Je m’en suis servi pour l’art progressivement.
En 2014, j’ai eu une commande pour le hall de la tour ENEDIS (ex-EDF) à Paris La Défense. C’est cette œuvre monumentale de huit mètres sur huit qui m’a débloqué dans l’appréhension de la couleur. Mais c’était trop fort pour moi, j’ai du recréer des étapes intermédiaires. J’ai fait les maquettes, j’y ai mis des couleurs. J’ai fait beaucoup de petits dessins en couleur à l’encre, au crayon. Depuis Tournon-sur-Rhône, c’est comme si je m’autorisais la couleur de manière légitime. Avec cette installation monumentale Aplatir le ciel, je tends vers quelque chose de grand, d’harmonieux, de joyeux.
Quand je me suis mis à la couleur, c’était un signe que j’étais plus heureux.
— L’envol et l’horizon
Je suis arrivé dans le projet de cette exposition en étant dans un moment de passage, de transition. J’entre dans un nouveau cycle de ma vie, je suis plus serein. Tout le travail que j’ai fait est ancré. Les protocoles sont établis. Je peux refaire dans le même esprit mais différent suivant le lieu. Je suis curieux de voir ce qui va se passer après, pour le moment je ne sais pas. Et ça c’est précieux.
Les titres de tes expos ou de tes œuvres prennent sens dans l’après coup, parfois longtemps après. Tes titres : l’envol, la ligne d’horizon, résonnent avec ce que tu viens de dire de toi. Comment trouves-tu tes titres ?

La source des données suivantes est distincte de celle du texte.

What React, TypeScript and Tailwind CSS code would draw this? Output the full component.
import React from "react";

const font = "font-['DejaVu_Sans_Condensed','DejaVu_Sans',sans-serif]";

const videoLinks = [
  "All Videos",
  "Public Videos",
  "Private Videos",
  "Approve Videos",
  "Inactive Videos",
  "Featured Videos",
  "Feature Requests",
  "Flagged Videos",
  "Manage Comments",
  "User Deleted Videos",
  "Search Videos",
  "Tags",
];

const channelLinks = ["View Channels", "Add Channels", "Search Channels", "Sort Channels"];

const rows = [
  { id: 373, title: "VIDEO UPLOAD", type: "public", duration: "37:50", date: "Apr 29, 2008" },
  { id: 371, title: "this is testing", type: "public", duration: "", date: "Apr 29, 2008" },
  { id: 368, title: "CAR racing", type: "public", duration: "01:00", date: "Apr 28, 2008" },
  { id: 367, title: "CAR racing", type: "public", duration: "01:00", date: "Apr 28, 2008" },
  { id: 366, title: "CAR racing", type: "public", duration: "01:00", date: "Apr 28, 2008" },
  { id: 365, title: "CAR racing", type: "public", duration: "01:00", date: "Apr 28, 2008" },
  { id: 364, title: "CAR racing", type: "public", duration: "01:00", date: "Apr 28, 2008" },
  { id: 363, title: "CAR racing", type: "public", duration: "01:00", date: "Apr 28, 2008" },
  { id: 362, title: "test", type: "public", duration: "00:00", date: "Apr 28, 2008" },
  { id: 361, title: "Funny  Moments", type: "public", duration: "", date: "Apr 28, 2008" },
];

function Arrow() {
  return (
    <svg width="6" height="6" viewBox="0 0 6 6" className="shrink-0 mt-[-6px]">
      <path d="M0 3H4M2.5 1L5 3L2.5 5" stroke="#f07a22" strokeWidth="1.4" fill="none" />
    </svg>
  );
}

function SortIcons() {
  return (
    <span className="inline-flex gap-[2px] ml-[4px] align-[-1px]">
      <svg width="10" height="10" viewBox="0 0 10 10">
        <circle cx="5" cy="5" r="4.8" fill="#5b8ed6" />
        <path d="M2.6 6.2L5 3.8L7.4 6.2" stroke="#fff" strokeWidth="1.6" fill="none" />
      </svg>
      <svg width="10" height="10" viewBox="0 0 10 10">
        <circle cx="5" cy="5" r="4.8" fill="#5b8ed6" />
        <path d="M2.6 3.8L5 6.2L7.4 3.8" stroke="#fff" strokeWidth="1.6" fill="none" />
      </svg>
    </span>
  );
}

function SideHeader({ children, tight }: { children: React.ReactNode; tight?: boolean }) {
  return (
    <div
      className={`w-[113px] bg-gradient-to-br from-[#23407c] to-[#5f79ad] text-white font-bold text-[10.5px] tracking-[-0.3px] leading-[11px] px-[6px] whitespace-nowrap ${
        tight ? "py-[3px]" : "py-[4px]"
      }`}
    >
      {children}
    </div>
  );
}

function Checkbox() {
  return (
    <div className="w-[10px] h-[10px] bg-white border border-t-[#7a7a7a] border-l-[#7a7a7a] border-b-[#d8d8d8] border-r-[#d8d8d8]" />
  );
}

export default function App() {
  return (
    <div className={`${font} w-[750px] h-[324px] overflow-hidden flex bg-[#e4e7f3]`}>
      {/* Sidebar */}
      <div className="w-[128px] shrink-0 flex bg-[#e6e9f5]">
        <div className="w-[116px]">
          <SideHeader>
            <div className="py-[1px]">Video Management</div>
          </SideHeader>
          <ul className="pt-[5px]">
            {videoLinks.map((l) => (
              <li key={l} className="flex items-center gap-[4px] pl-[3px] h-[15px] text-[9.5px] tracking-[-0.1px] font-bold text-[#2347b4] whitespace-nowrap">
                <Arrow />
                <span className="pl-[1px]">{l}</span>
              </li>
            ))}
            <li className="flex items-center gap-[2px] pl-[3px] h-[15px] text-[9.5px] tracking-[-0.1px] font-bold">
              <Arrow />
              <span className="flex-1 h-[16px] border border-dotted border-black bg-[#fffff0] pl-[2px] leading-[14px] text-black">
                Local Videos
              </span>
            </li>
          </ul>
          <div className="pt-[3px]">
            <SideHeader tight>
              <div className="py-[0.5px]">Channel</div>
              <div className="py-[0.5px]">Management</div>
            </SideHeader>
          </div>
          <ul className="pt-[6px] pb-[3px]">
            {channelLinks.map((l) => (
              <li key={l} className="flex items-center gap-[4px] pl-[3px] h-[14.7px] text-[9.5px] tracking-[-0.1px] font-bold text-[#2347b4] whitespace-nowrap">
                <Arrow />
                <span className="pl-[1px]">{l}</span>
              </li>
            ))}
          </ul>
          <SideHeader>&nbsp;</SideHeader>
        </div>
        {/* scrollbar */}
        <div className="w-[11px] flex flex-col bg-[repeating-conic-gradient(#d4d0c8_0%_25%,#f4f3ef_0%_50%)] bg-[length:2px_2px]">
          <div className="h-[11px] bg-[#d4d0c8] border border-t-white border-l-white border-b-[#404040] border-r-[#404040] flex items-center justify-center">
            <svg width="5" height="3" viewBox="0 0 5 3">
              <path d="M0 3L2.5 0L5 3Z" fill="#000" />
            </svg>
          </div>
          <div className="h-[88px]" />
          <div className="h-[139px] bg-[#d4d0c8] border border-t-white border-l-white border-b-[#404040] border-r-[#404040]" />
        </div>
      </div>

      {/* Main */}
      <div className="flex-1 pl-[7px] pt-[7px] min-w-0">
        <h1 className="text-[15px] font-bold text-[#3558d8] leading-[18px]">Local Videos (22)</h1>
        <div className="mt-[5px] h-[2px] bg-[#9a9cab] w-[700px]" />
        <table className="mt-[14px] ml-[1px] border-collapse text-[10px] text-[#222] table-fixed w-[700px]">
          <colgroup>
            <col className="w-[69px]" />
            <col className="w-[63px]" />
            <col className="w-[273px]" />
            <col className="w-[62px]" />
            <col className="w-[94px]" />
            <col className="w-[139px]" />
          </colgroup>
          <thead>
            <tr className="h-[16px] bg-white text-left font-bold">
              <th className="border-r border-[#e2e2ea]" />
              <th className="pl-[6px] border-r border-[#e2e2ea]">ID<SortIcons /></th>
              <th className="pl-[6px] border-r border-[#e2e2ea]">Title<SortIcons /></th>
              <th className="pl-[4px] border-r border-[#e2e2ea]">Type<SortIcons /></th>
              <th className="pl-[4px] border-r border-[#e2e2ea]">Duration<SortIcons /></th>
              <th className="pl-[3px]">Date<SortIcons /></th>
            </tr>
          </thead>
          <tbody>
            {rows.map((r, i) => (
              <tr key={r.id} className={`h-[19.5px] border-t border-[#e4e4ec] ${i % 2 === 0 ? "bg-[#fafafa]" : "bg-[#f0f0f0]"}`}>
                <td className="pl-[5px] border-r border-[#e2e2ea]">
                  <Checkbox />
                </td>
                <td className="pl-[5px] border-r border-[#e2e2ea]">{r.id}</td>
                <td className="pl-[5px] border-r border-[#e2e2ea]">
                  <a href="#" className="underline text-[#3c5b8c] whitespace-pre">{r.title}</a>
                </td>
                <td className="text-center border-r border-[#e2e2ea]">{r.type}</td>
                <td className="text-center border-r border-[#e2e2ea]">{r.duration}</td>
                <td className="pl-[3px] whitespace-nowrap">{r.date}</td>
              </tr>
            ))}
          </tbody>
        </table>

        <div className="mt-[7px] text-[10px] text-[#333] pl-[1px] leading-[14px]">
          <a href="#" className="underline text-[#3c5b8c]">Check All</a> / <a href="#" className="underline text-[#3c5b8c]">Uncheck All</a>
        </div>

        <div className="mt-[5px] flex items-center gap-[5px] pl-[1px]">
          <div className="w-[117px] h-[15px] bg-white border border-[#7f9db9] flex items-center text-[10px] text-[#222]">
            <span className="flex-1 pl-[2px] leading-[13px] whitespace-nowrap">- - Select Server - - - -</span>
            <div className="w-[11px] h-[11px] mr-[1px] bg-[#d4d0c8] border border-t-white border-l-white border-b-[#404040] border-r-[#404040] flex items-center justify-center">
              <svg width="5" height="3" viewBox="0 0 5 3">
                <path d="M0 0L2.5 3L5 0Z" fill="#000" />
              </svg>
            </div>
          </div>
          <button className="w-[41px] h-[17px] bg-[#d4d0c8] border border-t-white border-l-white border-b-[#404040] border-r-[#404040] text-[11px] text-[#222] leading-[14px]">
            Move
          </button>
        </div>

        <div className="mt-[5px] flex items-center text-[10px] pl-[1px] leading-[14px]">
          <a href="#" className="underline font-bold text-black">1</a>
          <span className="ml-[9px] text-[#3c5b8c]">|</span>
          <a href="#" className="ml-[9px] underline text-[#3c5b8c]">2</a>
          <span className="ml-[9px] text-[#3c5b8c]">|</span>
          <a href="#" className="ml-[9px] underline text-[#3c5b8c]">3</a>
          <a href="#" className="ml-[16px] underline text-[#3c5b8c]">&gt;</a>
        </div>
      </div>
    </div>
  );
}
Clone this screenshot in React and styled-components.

Pourquoi l’envol portant ? Ce nom m’est venu à l’esprit sans réellement y penser, c’est venu comme ça un matin - comme le titre de l’exposition enf(r)ance d’ailleurs. J’ai fait une grande sculpture qui est au sol mais qui pourrait s’envoler, avec l’idée qu’il y a une ligne d’horizon faite d’un mélange de gravures et de dessins, on voit loin.
Pourquoi : « portant » ?
C’est un nom qui m’est venu à l’esprit quand j’ai vu des poutres, du sol au plafond, dans la salle d’exposition ; c’est portant les poutres, on dit des poutres portantes. J’ai voulu accrocher ma structure sur les poutres, c’était important pour moi, mais il y a une règle institutionnelle qui interdit d’y toucher alors j’ai construit une sculpture auto-portante en effleurant sur les poutres, je peux emporter des choses de moi dans cet envol portant ; en parlant de lui maintenant je pense à ce lien. C’est un espace de liberté que je m’octroie, c’est quelque chose qui est presque interdit dans l’éducation chinoise, on ne fait que travailler, on ne parle pas de la vie (mes parents n’ont jamais pris de vacances).
Maintenant je veux m’autoriser des choses mais me départir de cette éducation où le sentiment coupable parfois est roi. C’est un envol, il est encore au sol mais c’est un envol, vers un horizon coloré.
Peut-on dire qu’avec les poutres portantes tu t’es arrimé à tes racines chinoises pour prendre ton envol... et que, par ce titre, tu t’engages déjà dans la suite ?
Les titres de mes expositions sont des réponses à des questions passées depuis À Mi-lieux (Pollen, Monflanquin, 2020). Ce que j’ai construit dans le Château-Musée de Tournon-sur-Rhône, ensuite la construction dans un autre château.
Ce qui s’opère : être en France c’est être libre d’être français.
Les titres qui te viennent à l’esprit sont toujours des mots dans la langue française... Si on t’invitait à exposer en Chine ?
Je ne cherche pas, mais si on m’invite ce serait un honneur pour moi et j’irai. Maintenant ma vie est en France.